Exercise directions: Keep only the lines of the data below that contain "page", and copy them.

■ ■ ■ ■

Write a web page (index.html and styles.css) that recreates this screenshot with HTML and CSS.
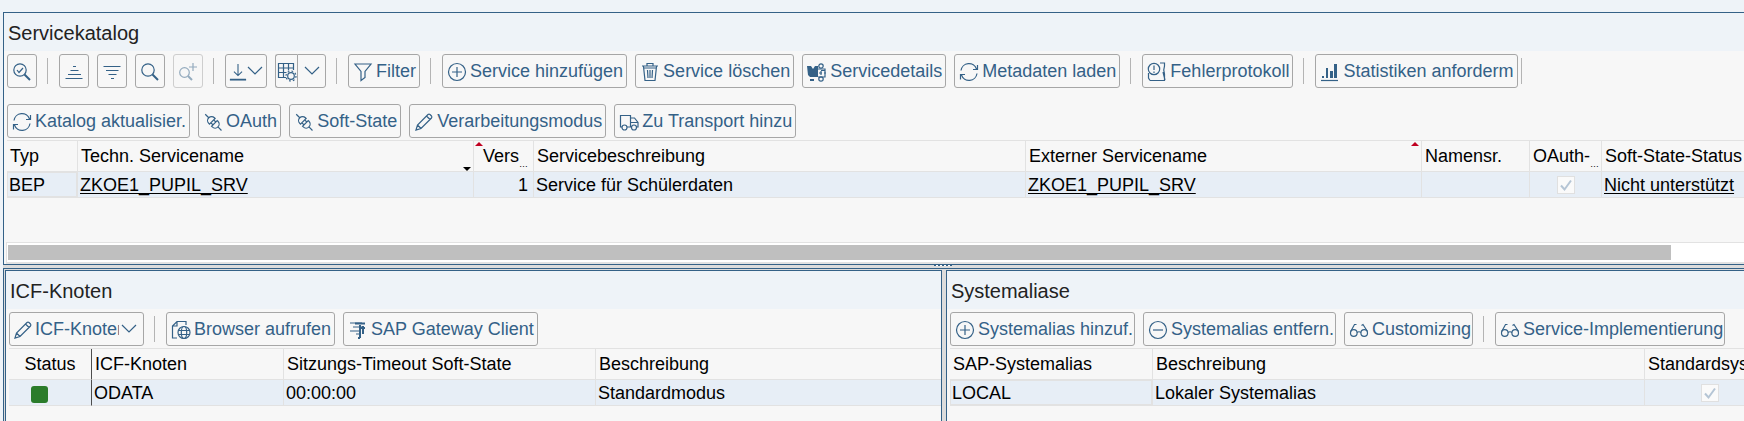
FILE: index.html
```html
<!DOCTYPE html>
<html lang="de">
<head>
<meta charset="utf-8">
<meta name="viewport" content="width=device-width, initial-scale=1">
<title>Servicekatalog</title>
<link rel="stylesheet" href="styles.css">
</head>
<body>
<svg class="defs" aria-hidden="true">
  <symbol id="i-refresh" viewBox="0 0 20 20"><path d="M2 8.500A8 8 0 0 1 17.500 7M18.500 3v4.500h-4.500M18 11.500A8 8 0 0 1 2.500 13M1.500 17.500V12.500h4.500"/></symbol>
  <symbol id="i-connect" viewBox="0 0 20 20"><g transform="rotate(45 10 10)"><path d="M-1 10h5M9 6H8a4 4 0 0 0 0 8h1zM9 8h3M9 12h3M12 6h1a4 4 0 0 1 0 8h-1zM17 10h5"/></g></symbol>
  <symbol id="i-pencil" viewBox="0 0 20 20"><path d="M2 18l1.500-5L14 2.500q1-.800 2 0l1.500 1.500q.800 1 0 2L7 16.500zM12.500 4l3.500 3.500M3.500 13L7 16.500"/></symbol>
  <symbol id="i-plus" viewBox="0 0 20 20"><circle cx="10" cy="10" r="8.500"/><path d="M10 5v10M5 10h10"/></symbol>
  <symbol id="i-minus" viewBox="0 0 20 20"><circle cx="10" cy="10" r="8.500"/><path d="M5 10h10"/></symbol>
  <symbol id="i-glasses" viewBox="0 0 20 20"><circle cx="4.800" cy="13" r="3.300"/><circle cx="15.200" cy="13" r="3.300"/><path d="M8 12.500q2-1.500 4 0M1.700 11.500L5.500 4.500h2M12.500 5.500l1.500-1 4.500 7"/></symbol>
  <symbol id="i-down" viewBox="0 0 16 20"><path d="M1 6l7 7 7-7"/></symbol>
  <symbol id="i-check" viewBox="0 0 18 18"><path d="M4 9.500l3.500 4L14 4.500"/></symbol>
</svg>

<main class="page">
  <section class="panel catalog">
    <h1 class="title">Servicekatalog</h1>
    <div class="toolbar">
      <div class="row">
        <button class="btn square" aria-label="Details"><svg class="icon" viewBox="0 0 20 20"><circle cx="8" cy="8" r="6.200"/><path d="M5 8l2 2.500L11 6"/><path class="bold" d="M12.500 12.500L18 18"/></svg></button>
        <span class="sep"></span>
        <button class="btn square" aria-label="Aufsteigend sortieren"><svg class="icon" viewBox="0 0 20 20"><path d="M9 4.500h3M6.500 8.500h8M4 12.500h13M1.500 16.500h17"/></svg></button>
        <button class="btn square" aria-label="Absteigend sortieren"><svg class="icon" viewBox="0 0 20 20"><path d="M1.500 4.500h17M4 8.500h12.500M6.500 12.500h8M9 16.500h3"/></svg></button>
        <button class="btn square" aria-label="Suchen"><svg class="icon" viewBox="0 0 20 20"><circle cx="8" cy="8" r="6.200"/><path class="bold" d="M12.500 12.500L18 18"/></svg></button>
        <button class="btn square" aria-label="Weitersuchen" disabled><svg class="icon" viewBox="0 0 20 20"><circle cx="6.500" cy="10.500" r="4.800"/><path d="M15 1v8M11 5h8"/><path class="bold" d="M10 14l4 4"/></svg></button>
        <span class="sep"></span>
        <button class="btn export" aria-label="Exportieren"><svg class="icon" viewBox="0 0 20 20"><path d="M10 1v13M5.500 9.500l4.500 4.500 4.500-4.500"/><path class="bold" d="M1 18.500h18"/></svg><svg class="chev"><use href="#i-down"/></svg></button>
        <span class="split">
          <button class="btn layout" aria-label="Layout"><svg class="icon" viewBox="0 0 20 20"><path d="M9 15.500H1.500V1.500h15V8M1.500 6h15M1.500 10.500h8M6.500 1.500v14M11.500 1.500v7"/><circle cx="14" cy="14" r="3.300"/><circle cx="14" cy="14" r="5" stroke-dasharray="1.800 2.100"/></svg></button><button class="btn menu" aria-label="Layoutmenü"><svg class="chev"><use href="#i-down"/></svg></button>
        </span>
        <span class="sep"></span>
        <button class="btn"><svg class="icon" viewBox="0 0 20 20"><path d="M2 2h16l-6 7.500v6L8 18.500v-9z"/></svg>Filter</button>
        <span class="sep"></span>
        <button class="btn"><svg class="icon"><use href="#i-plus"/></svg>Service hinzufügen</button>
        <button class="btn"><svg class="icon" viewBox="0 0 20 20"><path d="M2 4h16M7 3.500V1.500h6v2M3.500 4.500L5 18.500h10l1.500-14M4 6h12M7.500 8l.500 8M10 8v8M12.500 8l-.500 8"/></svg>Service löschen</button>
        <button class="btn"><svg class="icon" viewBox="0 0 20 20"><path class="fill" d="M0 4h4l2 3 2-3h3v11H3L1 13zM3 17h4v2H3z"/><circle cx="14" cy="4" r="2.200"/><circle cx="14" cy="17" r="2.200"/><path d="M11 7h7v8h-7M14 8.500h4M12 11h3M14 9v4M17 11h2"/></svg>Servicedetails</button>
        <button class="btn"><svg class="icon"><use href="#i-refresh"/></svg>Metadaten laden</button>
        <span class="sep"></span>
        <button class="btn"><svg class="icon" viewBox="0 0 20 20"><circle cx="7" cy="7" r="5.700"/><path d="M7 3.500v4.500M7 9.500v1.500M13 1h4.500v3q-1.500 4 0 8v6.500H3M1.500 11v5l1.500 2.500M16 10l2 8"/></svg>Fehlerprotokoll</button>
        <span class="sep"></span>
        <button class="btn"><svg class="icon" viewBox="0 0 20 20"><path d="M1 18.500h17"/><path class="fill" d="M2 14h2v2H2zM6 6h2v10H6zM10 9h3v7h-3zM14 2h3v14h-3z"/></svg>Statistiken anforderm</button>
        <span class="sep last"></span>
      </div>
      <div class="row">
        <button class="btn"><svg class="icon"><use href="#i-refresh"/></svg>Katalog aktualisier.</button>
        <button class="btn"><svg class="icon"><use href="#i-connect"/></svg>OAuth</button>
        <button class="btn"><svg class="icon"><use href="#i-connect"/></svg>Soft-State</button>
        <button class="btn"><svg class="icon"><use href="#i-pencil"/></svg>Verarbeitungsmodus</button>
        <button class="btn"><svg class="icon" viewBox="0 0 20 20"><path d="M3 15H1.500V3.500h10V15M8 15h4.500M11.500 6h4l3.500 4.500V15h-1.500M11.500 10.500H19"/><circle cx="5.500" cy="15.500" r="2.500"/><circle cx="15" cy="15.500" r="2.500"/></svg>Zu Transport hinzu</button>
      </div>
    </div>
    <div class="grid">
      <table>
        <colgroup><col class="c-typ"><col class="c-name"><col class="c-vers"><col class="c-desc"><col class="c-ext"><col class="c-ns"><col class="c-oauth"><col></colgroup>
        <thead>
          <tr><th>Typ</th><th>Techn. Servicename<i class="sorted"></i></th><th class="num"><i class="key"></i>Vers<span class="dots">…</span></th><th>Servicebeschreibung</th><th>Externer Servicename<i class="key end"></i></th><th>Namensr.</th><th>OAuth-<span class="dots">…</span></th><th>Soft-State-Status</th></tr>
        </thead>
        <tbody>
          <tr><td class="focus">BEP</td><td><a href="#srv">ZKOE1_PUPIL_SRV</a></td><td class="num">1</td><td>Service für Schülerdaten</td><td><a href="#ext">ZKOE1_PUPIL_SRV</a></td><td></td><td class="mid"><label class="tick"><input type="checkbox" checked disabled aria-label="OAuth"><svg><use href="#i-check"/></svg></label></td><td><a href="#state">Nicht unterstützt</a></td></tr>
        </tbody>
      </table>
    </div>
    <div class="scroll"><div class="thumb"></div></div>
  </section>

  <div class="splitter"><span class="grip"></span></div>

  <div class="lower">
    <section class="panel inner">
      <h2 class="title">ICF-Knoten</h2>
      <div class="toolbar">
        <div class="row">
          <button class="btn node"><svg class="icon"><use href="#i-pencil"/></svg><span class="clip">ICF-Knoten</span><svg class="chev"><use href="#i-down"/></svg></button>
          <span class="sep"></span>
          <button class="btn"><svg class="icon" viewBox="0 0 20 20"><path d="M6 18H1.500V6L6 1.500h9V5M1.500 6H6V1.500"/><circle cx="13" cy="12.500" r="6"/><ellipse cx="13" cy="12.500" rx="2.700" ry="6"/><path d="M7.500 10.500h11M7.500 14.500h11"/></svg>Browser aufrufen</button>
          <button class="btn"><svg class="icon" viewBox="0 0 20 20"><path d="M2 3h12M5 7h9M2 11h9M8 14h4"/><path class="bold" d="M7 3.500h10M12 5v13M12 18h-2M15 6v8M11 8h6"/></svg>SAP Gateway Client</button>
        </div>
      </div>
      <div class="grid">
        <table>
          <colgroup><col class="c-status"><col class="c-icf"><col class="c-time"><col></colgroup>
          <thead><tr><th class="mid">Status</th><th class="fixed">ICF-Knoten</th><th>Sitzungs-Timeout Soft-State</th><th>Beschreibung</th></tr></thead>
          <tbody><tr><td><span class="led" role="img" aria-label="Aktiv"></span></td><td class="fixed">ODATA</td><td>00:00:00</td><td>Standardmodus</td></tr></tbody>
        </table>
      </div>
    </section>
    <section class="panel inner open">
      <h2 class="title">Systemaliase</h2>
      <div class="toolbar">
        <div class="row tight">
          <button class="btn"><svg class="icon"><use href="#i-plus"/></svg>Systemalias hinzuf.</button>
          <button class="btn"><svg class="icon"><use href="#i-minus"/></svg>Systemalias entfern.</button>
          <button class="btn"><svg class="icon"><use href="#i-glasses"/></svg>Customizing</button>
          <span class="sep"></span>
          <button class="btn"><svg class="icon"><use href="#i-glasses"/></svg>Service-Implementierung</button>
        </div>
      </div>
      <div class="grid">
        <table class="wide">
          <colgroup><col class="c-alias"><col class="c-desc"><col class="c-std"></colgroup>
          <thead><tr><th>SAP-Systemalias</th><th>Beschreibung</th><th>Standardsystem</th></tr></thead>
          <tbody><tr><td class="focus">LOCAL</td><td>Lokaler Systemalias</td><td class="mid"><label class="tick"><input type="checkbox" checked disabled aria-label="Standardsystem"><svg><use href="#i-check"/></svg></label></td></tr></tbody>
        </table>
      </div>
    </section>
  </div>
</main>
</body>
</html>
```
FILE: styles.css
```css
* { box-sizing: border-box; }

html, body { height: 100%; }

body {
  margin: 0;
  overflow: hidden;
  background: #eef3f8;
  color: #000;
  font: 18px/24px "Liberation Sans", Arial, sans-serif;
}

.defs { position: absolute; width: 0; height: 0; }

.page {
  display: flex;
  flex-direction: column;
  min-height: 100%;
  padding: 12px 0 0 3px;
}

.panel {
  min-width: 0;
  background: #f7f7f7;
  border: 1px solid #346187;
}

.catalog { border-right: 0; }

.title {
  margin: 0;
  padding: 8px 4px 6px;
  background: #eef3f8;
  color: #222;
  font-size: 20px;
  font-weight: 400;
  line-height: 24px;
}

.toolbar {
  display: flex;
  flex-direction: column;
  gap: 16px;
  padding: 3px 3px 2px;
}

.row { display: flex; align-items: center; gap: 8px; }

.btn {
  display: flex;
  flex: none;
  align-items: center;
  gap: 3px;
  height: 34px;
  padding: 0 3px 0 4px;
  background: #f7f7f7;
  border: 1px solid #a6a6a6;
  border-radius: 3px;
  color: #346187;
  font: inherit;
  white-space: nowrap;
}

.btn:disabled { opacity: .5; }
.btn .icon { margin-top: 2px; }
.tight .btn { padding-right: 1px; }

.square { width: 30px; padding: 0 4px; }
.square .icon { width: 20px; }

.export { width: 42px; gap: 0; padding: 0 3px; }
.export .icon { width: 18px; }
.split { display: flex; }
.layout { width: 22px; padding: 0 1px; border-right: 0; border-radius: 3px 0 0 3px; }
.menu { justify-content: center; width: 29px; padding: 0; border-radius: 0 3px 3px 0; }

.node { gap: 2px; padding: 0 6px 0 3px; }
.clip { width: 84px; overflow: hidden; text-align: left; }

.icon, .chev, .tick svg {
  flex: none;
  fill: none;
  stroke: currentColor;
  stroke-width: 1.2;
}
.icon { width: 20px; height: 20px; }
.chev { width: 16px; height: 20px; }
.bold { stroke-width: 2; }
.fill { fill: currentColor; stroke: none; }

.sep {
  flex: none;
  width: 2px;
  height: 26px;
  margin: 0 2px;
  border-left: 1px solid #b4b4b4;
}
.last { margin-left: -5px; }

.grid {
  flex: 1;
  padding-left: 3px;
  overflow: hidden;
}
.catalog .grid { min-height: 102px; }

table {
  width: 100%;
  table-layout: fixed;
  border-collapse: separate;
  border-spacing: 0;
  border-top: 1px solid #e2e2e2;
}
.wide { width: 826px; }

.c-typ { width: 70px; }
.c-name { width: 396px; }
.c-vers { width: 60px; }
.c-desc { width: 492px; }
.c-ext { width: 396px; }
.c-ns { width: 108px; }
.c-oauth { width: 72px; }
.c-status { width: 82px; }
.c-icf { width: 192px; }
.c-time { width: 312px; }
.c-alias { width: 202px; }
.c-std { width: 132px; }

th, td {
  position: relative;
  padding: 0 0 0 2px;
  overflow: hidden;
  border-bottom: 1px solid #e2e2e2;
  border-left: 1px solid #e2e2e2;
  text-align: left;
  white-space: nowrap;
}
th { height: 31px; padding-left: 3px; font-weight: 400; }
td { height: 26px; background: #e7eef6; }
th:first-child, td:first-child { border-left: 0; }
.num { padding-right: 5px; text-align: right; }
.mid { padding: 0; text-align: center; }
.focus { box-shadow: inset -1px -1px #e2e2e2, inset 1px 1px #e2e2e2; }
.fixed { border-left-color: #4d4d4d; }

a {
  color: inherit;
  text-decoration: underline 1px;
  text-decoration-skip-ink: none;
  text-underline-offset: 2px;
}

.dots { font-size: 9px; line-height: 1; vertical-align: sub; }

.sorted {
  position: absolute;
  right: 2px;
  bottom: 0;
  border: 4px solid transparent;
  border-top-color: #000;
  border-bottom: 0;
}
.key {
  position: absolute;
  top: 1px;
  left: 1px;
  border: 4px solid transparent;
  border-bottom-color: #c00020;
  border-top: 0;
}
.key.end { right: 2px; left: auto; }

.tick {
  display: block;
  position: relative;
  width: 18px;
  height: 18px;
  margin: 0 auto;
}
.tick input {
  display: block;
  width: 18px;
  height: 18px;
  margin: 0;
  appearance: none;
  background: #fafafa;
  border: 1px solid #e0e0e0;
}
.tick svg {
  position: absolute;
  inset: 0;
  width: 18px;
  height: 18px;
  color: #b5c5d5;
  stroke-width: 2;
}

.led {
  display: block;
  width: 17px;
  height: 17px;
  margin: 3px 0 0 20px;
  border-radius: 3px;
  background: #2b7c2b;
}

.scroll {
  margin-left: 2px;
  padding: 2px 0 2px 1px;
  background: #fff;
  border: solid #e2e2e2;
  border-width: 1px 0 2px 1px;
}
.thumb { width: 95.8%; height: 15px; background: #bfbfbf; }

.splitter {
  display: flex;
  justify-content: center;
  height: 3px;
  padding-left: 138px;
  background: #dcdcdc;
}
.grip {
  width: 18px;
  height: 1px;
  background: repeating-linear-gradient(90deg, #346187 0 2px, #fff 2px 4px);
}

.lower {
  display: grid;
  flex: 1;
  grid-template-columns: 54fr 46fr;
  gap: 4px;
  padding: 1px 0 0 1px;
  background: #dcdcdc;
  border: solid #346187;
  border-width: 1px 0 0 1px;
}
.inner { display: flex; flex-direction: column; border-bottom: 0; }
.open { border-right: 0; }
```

■ ■ ■ ■

Complete response:
Write a web page (index.html and styles.css) that recreates this screenshot with HTML and CSS.
<main class="page">
.page {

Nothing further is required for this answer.